» Written exercise:
Restate the data exactly as given and keep the pictures out.

» Recorded information:
==*==

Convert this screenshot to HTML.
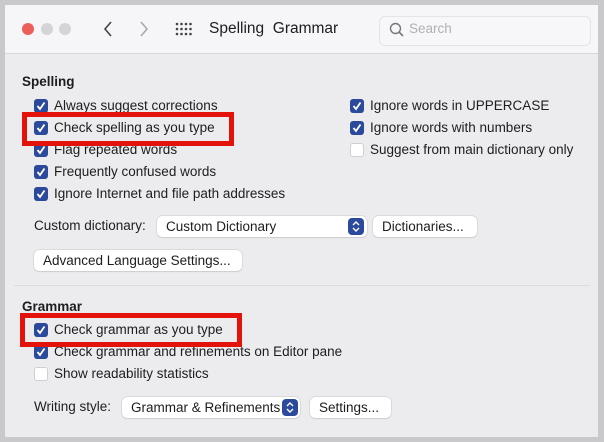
<!DOCTYPE html>
<html><head><meta charset="utf-8"><style>
*{margin:0;padding:0;box-sizing:border-box}
body{width:604px;height:442px;background:#c9c9cb;position:relative;overflow:hidden;font-family:"Liberation Sans",sans-serif;color:#1d1d1f;font-size:13.5px}
.win{position:absolute;left:5px;top:5px;width:593px;height:432px;background:#ececee}
.tb{position:absolute;left:0;top:0;width:593px;height:49px;background:#f6f5f7;border-bottom:1px solid #d8d8da}
.a{position:absolute;white-space:nowrap}
.cb{position:absolute;width:14px;height:14px;border-radius:3px;background:#2c4a9c}
.cb svg{position:absolute;left:2px;top:2px}
.cb.off{background:#fff;border:1px solid #cfcfd3}
.t{position:absolute;white-space:nowrap;line-height:16px}
.btn{position:absolute;height:21px;background:#fff;border-radius:5px;box-shadow:0 0 0 .5px #c8c8cc,0 1px 1px rgba(0,0,0,.12);line-height:21px;padding-left:9px;white-space:nowrap}
.st{position:absolute;width:16px;height:17px;top:2px;right:3px;background:#2c4a9c;border-radius:4px}
.red{position:absolute;border:5px solid #e3120b}
</style></head><body>
<div class="win">
<div class="tb">
<div class="a" style="left:17px;top:18px;width:12px;height:12px;border-radius:6px;background:#ec5f59"></div>
<div class="a" style="left:36px;top:18px;width:12px;height:12px;border-radius:6px;background:#d4d3d6"></div>
<div class="a" style="left:54px;top:18px;width:12px;height:12px;border-radius:6px;background:#d4d3d6"></div>
<svg class="a" style="left:97px;top:15px" width="12" height="18"><path d="M9 2 L3 9 L9 16" fill="none" stroke="#444" stroke-width="1.6"/></svg>
<svg class="a" style="left:133px;top:15px" width="12" height="18"><path d="M3 2 L9 9 L3 16" fill="none" stroke="#aaa" stroke-width="1.6"/></svg>
<svg class="a" style="left:170px;top:17px" width="18" height="14" fill="#444"><circle cx="2" cy="2" r="1.3"/><circle cx="6.5" cy="2" r="1.3"/><circle cx="11" cy="2" r="1.3"/><circle cx="15.5" cy="2" r="1.3"/><circle cx="2" cy="7" r="1.3"/><circle cx="6.5" cy="7" r="1.3"/><circle cx="11" cy="7" r="1.3"/><circle cx="15.5" cy="7" r="1.3"/><circle cx="2" cy="12" r="1.3"/><circle cx="6.5" cy="12" r="1.3"/><circle cx="11" cy="12" r="1.3"/><circle cx="15.5" cy="12" r="1.3"/></svg>
<div class="t" style="left:204px;top:15px;font-size:15.5px;line-height:18px">Spelling&nbsp; Grammar</div>
<div class="a" style="left:374px;top:11px;width:212px;height:30px;background:#f7f6f8;border:1px solid #e4e4e6;border-radius:6px"></div>
<svg class="a" style="left:384px;top:17px" width="16" height="16"><circle cx="6.5" cy="6.5" r="5" fill="none" stroke="#777" stroke-width="1.4"/><path d="M10 10 L14 14" stroke="#777" stroke-width="1.6"/></svg>
<div class="t" style="left:404px;top:16px;color:#b0b0b3">Search</div>
</div>
</div>
<div class="t" style="left:22px;top:74px;font-weight:bold">Spelling</div>

<div class="cb" style="left:34px;top:99px"><svg width="10" height="10"><path d="M1.5 5 L4 8 L8.5 1.5" fill="none" stroke="#fff" stroke-width="1.8"/></svg></div><div class="t" style="left:54px;top:98px">Always suggest corrections</div>
<div class="cb" style="left:34px;top:121px"><svg width="10" height="10"><path d="M1.5 5 L4 8 L8.5 1.5" fill="none" stroke="#fff" stroke-width="1.8"/></svg></div><div class="t" style="left:54px;top:120px">Check spelling as you type</div>
<div class="cb" style="left:34px;top:143px"><svg width="10" height="10"><path d="M1.5 5 L4 8 L8.5 1.5" fill="none" stroke="#fff" stroke-width="1.8"/></svg></div><div class="t" style="left:54px;top:142px">Flag repeated words</div>
<div class="cb" style="left:34px;top:165px"><svg width="10" height="10"><path d="M1.5 5 L4 8 L8.5 1.5" fill="none" stroke="#fff" stroke-width="1.8"/></svg></div><div class="t" style="left:54px;top:164px">Frequently confused words</div>
<div class="cb" style="left:34px;top:187px"><svg width="10" height="10"><path d="M1.5 5 L4 8 L8.5 1.5" fill="none" stroke="#fff" stroke-width="1.8"/></svg></div><div class="t" style="left:54px;top:186px">Ignore Internet and file path addresses</div>

<div class="cb" style="left:350px;top:99px"><svg width="10" height="10"><path d="M1.5 5 L4 8 L8.5 1.5" fill="none" stroke="#fff" stroke-width="1.8"/></svg></div><div class="t" style="left:370px;top:98px">Ignore words in UPPERCASE</div>
<div class="cb" style="left:350px;top:121px"><svg width="10" height="10"><path d="M1.5 5 L4 8 L8.5 1.5" fill="none" stroke="#fff" stroke-width="1.8"/></svg></div><div class="t" style="left:370px;top:120px">Ignore words with numbers</div>
<div class="cb off" style="left:350px;top:143px"></div><div class="t" style="left:370px;top:142px">Suggest from main dictionary only</div>

<div class="t" style="left:34px;top:218px">Custom dictionary:</div>
<div class="btn" style="left:157px;top:216px;width:210px">Custom Dictionary<div class="st"><svg width="16" height="17"><path d="M5 7 L8 4 L11 7 M5 10 L8 13 L11 10" fill="none" stroke="#fff" stroke-width="1.4"/></svg></div></div>
<div class="btn" style="left:373px;top:216px;width:104px">Dictionaries...</div>
<div class="btn" style="left:34px;top:250px;width:208px">Advanced Language Settings...</div>

<div class="a" style="left:14px;top:285px;width:576px;height:1px;background:#dcdcde"></div>
<div class="t" style="left:22px;top:299px;font-weight:bold">Grammar</div>
<div class="cb" style="left:34px;top:323px"><svg width="10" height="10"><path d="M1.5 5 L4 8 L8.5 1.5" fill="none" stroke="#fff" stroke-width="1.8"/></svg></div><div class="t" style="left:54px;top:322px">Check grammar as you type</div>
<div class="cb" style="left:34px;top:345px"><svg width="10" height="10"><path d="M1.5 5 L4 8 L8.5 1.5" fill="none" stroke="#fff" stroke-width="1.8"/></svg></div><div class="t" style="left:54px;top:344px">Check grammar and refinements on Editor pane</div>
<div class="cb off" style="left:34px;top:367px"></div><div class="t" style="left:54px;top:366px">Show readability statistics</div>

<div class="t" style="left:34px;top:399px">Writing style:</div>
<div class="btn" style="left:122px;top:397px;width:178px">Grammar &amp; Refinements<div class="st" style="right:2px"><svg width="16" height="17"><path d="M5 7 L8 4 L11 7 M5 10 L8 13 L11 10" fill="none" stroke="#fff" stroke-width="1.4"/></svg></div></div>
<div class="btn" style="left:310px;top:397px;width:81px">Settings...</div>

<div class="red" style="left:22px;top:112px;width:212px;height:34px"></div>
<div class="red" style="left:20px;top:313px;width:222px;height:34px"></div>
</body></html>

==*==

» Output:
Convert this screenshot to HTML.
<!DOCTYPE html>
<html><head><meta charset="utf-8"><style>
*{margin:0;padding:0;box-sizing:border-box}
body{width:604px;height:442px;background:#c9c9cb;position:relative;overflow:hidden;font-family:"Liberation Sans",sans-serif;color:#1d1d1f;font-size:13.5px}
.win{position:absolute;left:5px;top:5px;width:593px;height:432px;background:#ececee}
.tb{position:absolute;left:0;top:0;width:593px;height:49px;background:#f6f5f7;border-bottom:1px solid #d8d8da}
.a{position:absolute;white-space:nowrap}
.cb{position:absolute;width:14px;height:14px;border-radius:3px;background:#2c4a9c}
.cb svg{position:absolute;left:2px;top:2px}
.cb.off{background:#fff;border:1px solid #cfcfd3}
.t{position:absolute;white-space:nowrap;line-height:16px}
.btn{position:absolute;height:21px;background:#fff;border-radius:5px;box-shadow:0 0 0 .5px #c8c8cc,0 1px 1px rgba(0,0,0,.12);line-height:21px;padding-left:9px;white-space:nowrap}
.st{position:absolute;width:16px;height:17px;top:2px;right:3px;background:#2c4a9c;border-radius:4px}
.red{position:absolute;border:5px solid #e3120b}
</style></head><body>
<div class="win">
<div class="tb">
<div class="a" style="left:17px;top:18px;width:12px;height:12px;border-radius:6px;background:#ec5f59"></div>
<div class="a" style="left:36px;top:18px;width:12px;height:12px;border-radius:6px;background:#d4d3d6"></div>
<div class="a" style="left:54px;top:18px;width:12px;height:12px;border-radius:6px;background:#d4d3d6"></div>
<svg class="a" style="left:97px;top:15px" width="12" height="18"><path d="M9 2 L3 9 L9 16" fill="none" stroke="#444" stroke-width="1.6"/></svg>
<svg class="a" style="left:133px;top:15px" width="12" height="18"><path d="M3 2 L9 9 L3 16" fill="none" stroke="#aaa" stroke-width="1.6"/></svg>
<svg class="a" style="left:170px;top:17px" width="18" height="14" fill="#444"><circle cx="2" cy="2" r="1.3"/><circle cx="6.5" cy="2" r="1.3"/><circle cx="11" cy="2" r="1.3"/><circle cx="15.5" cy="2" r="1.3"/><circle cx="2" cy="7" r="1.3"/><circle cx="6.5" cy="7" r="1.3"/><circle cx="11" cy="7" r="1.3"/><circle cx="15.5" cy="7" r="1.3"/><circle cx="2" cy="12" r="1.3"/><circle cx="6.5" cy="12" r="1.3"/><circle cx="11" cy="12" r="1.3"/><circle cx="15.5" cy="12" r="1.3"/></svg>
<div class="t" style="left:204px;top:15px;font-size:15.5px;line-height:18px">Spelling&nbsp; Grammar</div>
<div class="a" style="left:374px;top:11px;width:212px;height:30px;background:#f7f6f8;border:1px solid #e4e4e6;border-radius:6px"></div>
<svg class="a" style="left:384px;top:17px" width="16" height="16"><circle cx="6.5" cy="6.5" r="5" fill="none" stroke="#777" stroke-width="1.4"/><path d="M10 10 L14 14" stroke="#777" stroke-width="1.6"/></svg>
<div class="t" style="left:404px;top:16px;color:#b0b0b3">Search</div>
</div>
</div>
<div class="t" style="left:22px;top:74px;font-weight:bold">Spelling</div>

<div class="cb" style="left:34px;top:99px"><svg width="10" height="10"><path d="M1.5 5 L4 8 L8.5 1.5" fill="none" stroke="#fff" stroke-width="1.8"/></svg></div><div class="t" style="left:54px;top:98px">Always suggest corrections</div>
<div class="cb" style="left:34px;top:121px"><svg width="10" height="10"><path d="M1.5 5 L4 8 L8.5 1.5" fill="none" stroke="#fff" stroke-width="1.8"/></svg></div><div class="t" style="left:54px;top:120px">Check spelling as you type</div>
<div class="cb" style="left:34px;top:143px"><svg width="10" height="10"><path d="M1.5 5 L4 8 L8.5 1.5" fill="none" stroke="#fff" stroke-width="1.8"/></svg></div><div class="t" style="left:54px;top:142px">Flag repeated words</div>
<div class="cb" style="left:34px;top:165px"><svg width="10" height="10"><path d="M1.5 5 L4 8 L8.5 1.5" fill="none" stroke="#fff" stroke-width="1.8"/></svg></div><div class="t" style="left:54px;top:164px">Frequently confused words</div>
<div class="cb" style="left:34px;top:187px"><svg width="10" height="10"><path d="M1.5 5 L4 8 L8.5 1.5" fill="none" stroke="#fff" stroke-width="1.8"/></svg></div><div class="t" style="left:54px;top:186px">Ignore Internet and file path addresses</div>

<div class="cb" style="left:350px;top:99px"><svg width="10" height="10"><path d="M1.5 5 L4 8 L8.5 1.5" fill="none" stroke="#fff" stroke-width="1.8"/></svg></div><div class="t" style="left:370px;top:98px">Ignore words in UPPERCASE</div>
<div class="cb" style="left:350px;top:121px"><svg width="10" height="10"><path d="M1.5 5 L4 8 L8.5 1.5" fill="none" stroke="#fff" stroke-width="1.8"/></svg></div><div class="t" style="left:370px;top:120px">Ignore words with numbers</div>
<div class="cb off" style="left:350px;top:143px"></div><div class="t" style="left:370px;top:142px">Suggest from main dictionary only</div>

<div class="t" style="left:34px;top:218px">Custom dictionary:</div>
<div class="btn" style="left:157px;top:216px;width:210px">Custom Dictionary<div class="st"><svg width="16" height="17"><path d="M5 7 L8 4 L11 7 M5 10 L8 13 L11 10" fill="none" stroke="#fff" stroke-width="1.4"/></svg></div></div>
<div class="btn" style="left:373px;top:216px;width:104px">Dictionaries...</div>
<div class="btn" style="left:34px;top:250px;width:208px">Advanced Language Settings...</div>

<div class="a" style="left:14px;top:285px;width:576px;height:1px;background:#dcdcde"></div>
<div class="t" style="left:22px;top:299px;font-weight:bold">Grammar</div>
<div class="cb" style="left:34px;top:323px"><svg width="10" height="10"><path d="M1.5 5 L4 8 L8.5 1.5" fill="none" stroke="#fff" stroke-width="1.8"/></svg></div><div class="t" style="left:54px;top:322px">Check grammar as you type</div>
<div class="cb" style="left:34px;top:345px"><svg width="10" height="10"><path d="M1.5 5 L4 8 L8.5 1.5" fill="none" stroke="#fff" stroke-width="1.8"/></svg></div><div class="t" style="left:54px;top:344px">Check grammar and refinements on Editor pane</div>
<div class="cb off" style="left:34px;top:367px"></div><div class="t" style="left:54px;top:366px">Show readability statistics</div>

<div class="t" style="left:34px;top:399px">Writing style:</div>
<div class="btn" style="left:122px;top:397px;width:178px">Grammar &amp; Refinements<div class="st" style="right:2px"><svg width="16" height="17"><path d="M5 7 L8 4 L11 7 M5 10 L8 13 L11 10" fill="none" stroke="#fff" stroke-width="1.4"/></svg></div></div>
<div class="btn" style="left:310px;top:397px;width:81px">Settings...</div>

<div class="red" style="left:22px;top:112px;width:212px;height:34px"></div>
<div class="red" style="left:20px;top:313px;width:222px;height:34px"></div>
</body></html>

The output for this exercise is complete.